Creating a custom overlay¶
Custom overlay classes should inherit from pynq.UnknownOverlay
taking a the full path of the bitstream file and possible additional
keyword arguments. These parameters should be passed to
super().__init__()
at the start of __init__
to initialise the
attributes of the Overlay. This example is designed to go with our
tutorial_2 overlay and adds a function to more easily call the
multiplication function
In [18]:
class TestOverlay(Overlay):
def __init__(self, bitfile, **kwargs):
super().__init__(bitfile, **kwargs)
def multiply(self, stream, constant):
return self.const_multiply.stream_multiply(stream, constant)
To test our new overlay class we can construct it as before.
In [19]:
overlay = TestOverlay('/home/xilinx/tutorial_2.bit')

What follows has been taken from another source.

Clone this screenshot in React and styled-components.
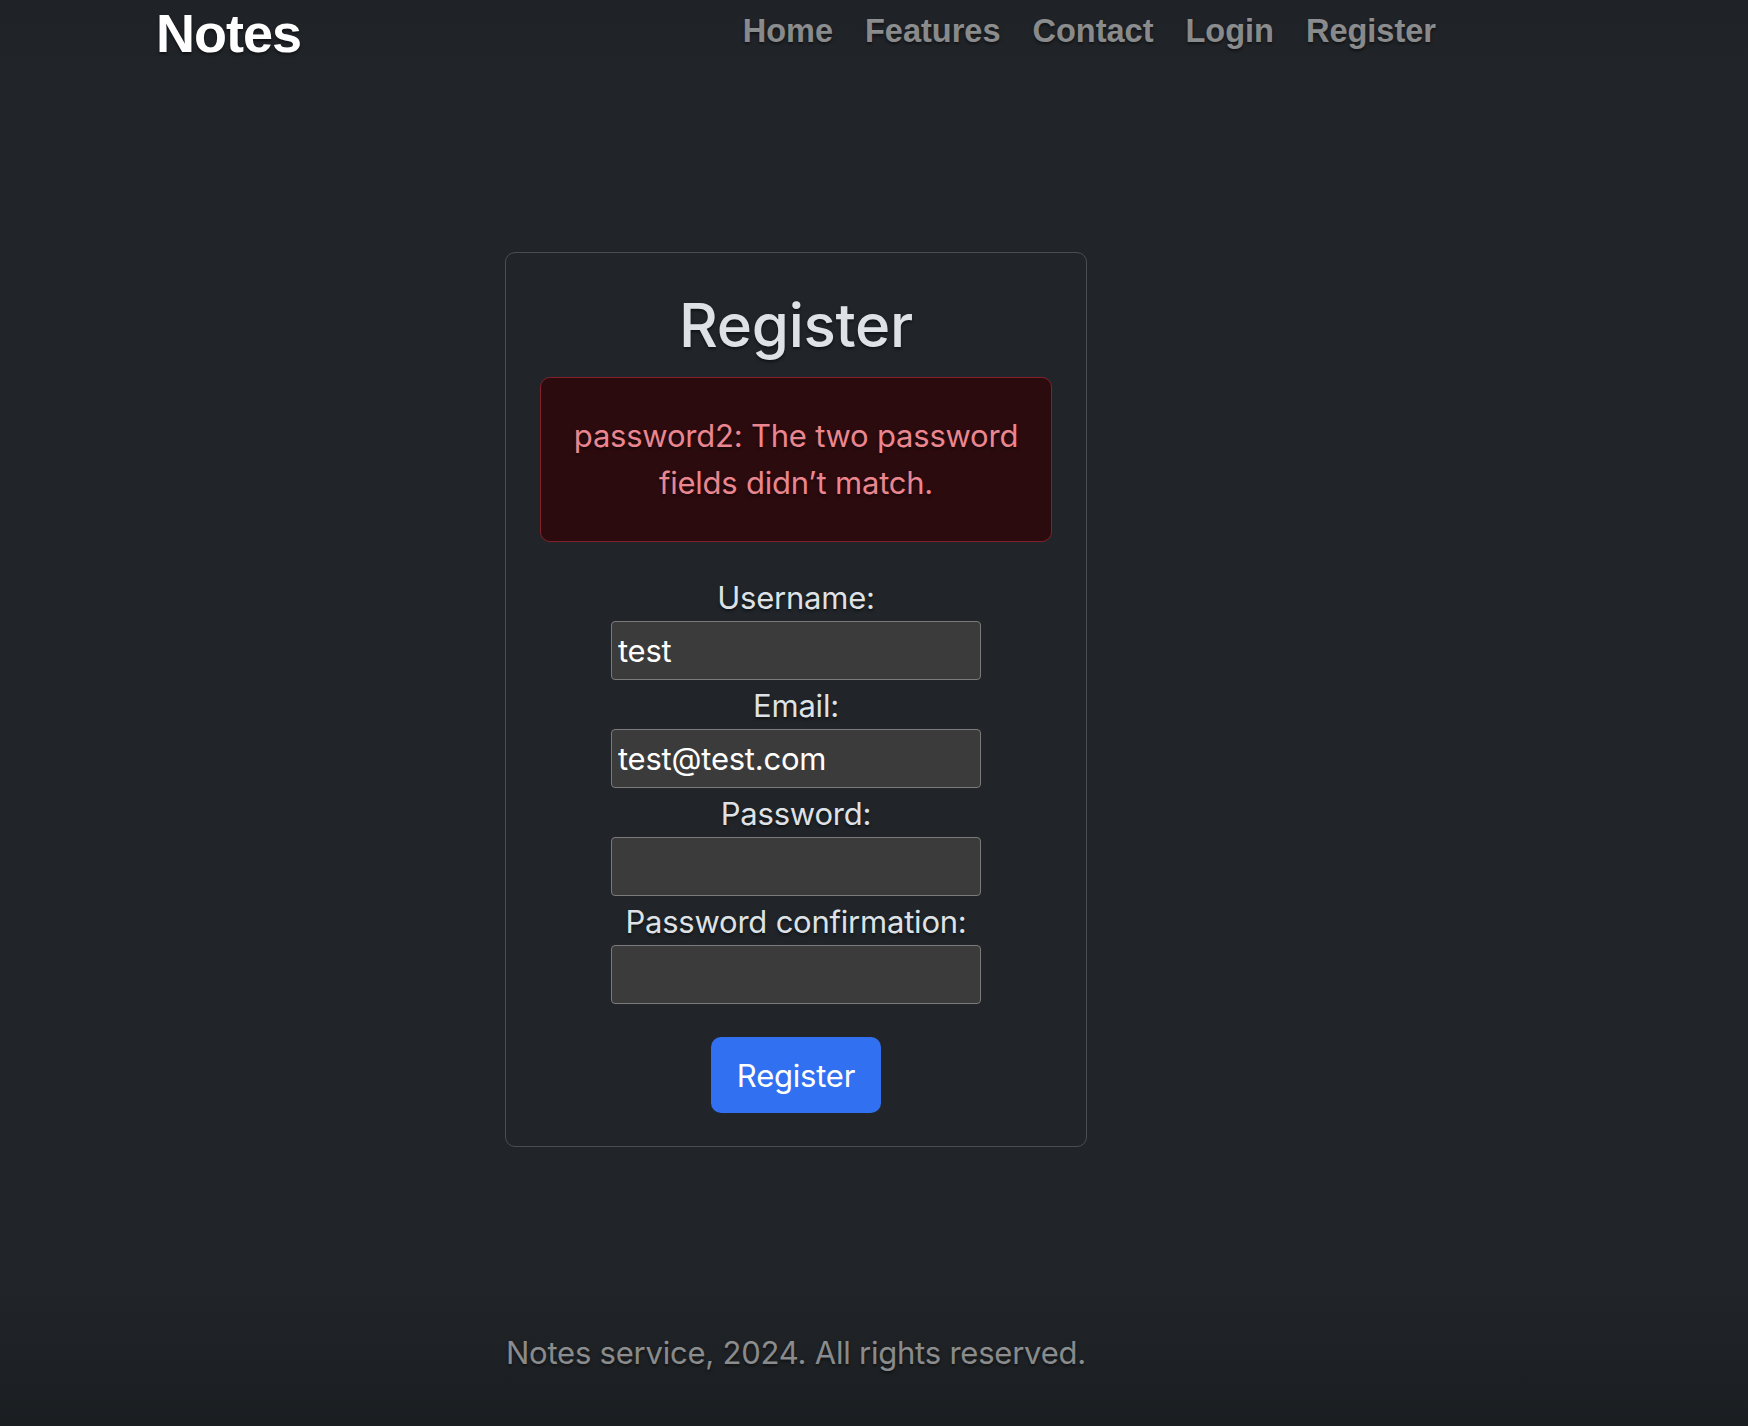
import React from 'react';
import styled, { createGlobalStyle } from 'styled-components';

const GlobalStyle = createGlobalStyle`
  html, body {
    margin: 0;
    padding: 0;
  }
  body {
    background: linear-gradient(
      to bottom,
      #1f2226 0,
      #212529 90px,
      #212529 calc(100% - 150px),
      #1b1e21 100%
    );
    min-height: 100vh;
    color: #dee2e6;
    font-family: Inter, "Noto Sans", sans-serif;
    font-size: 31px;
    line-height: 1.5;
    letter-spacing: -0.22px;
    text-shadow: 0 1.5px 3px rgba(0, 0, 0, 0.5);
  }
`;

const Page = styled.div`
  min-height: 100vh;
  display: flex;
  flex-direction: column;
  width: 1280px;
  margin-left: 156px;
`;

const Header = styled.header`
  display: flex;
  justify-content: space-between;
  align-items: flex-start;
  height: 65px;
`;

const Brand = styled.div`
  margin-top: 1px;
  font-family: "Liberation Sans", Arial, sans-serif;
  font-weight: 700;
  font-size: 54px;
  line-height: 1.2;
  letter-spacing: -1px;
  color: #fff;
`;

const Nav = styled.nav`
  display: flex;
  gap: 32px;
  padding-top: 7px;
`;

const NavLink = styled.a`
  font-family: "Liberation Sans", Arial, sans-serif;
  font-weight: 700;
  font-size: 32.5px;
  line-height: 1.5;
  letter-spacing: 0;
  color: rgba(255, 255, 255, 0.5);
  text-decoration: none;
`;

const Main = styled.main`
  display: flex;
  justify-content: center;
  margin-top: 187px;
`;

const Card = styled.div`
  width: 582px;
  box-sizing: border-box;
  border: 1.5px solid #4a4e53;
  border-radius: 10px;
  padding: 35px 34px 33px;
  text-align: center;
`;

const Title = styled.h1`
  margin: 1px 0 16px;
  font-size: 60px;
  font-weight: 500;
  line-height: 1.2;
  letter-spacing: -0.3px;
  color: #dee2e6;
`;

const Alert = styled.div`
  background: #2c0b0e;
  border: 1.5px solid #842029;
  border-radius: 10px;
  color: #ea868f;
  padding: 35px 30px;
  margin-bottom: 30px;
`;

const Form = styled.form`
  display: flex;
  flex-direction: column;
  align-items: center;
`;

const Label = styled.label`
  display: block;
  height: 49px;
  padding-top: 3px;
  box-sizing: border-box;
  line-height: 46.5px;
  color: #dee2e6;
`;

const Input = styled.input`
  width: 370px;
  height: 59px;
  box-sizing: border-box;
  background: #3b3b3b;
  border: 1.5px solid #7a7a7a;
  border-radius: 4px;
  padding: 0 6px;
  font-family: Inter, "Noto Sans", sans-serif;
  font-size: 31px;
  letter-spacing: -0.22px;
  color: #fff;
  outline: none;
`;

const Button = styled.button`
  margin-top: 33px;
  height: 76px;
  padding: 0 26px;
  border: none;
  border-radius: 10px;
  background: #3170f1;
  color: #fff;
  font-family: Inter, "Noto Sans", sans-serif;
  font-size: 31px;
  letter-spacing: -0.22px;
  cursor: pointer;
`;

const Footer = styled.footer`
  margin-top: auto;
  padding-bottom: 50px;
  text-align: center;
  color: rgba(255, 255, 255, 0.5);
`;

const fields = [
  { id: 'username', label: 'Username:', type: 'text', value: 'test' },
  { id: 'email', label: 'Email:', type: 'email', value: 'test@test.com' },
  { id: 'password1', label: 'Password:', type: 'password', value: '' },
  { id: 'password2', label: 'Password confirmation:', type: 'password', value: '' },
];

export default function App() {
  return (
    <>
      <GlobalStyle />
      <Page>
        <Header>
          <Brand>Notes</Brand>
          <Nav>
            <NavLink href="#">Home</NavLink>
            <NavLink href="#">Features</NavLink>
            <NavLink href="#">Contact</NavLink>
            <NavLink href="#">Login</NavLink>
            <NavLink href="#">Register</NavLink>
          </Nav>
        </Header>

        <Main>
          <Card>
            <Title>Register</Title>
            <Alert>password2: The two password fields didn’t match.</Alert>
            <Form onSubmit={(e) => e.preventDefault()}>
              {fields.map((f) => (
                <React.Fragment key={f.id}>
                  <Label htmlFor={f.id}>{f.label}</Label>
                  <Input id={f.id} type={f.type} defaultValue={f.value} />
                </React.Fragment>
              ))}
              <Button type="submit">Register</Button>
            </Form>
          </Card>
        </Main>

        <Footer>Notes service, 2024. All rights reserved.</Footer>
      </Page>
    </>
  );
}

overlay.multiply([2,3,4,5,6], 4)
Out[19]:
ContiguousArray([ 8, 12, 16, 20, 24], dtype=uint32)
Included Drivers¶
The pynq library includes a number of drivers as part of the
pynq.lib
package. These include * AXI GPIO * AXI DMA (simple mode
only) * AXI VDMA * AXI Interrupt Controller (internal use) * Pynq-Z1
Audio IP * Pynq-Z1 HDMI IP * Color convert IP * Pixel format
conversion * HDMI input and output frontends * Pynq Microblaze program
loading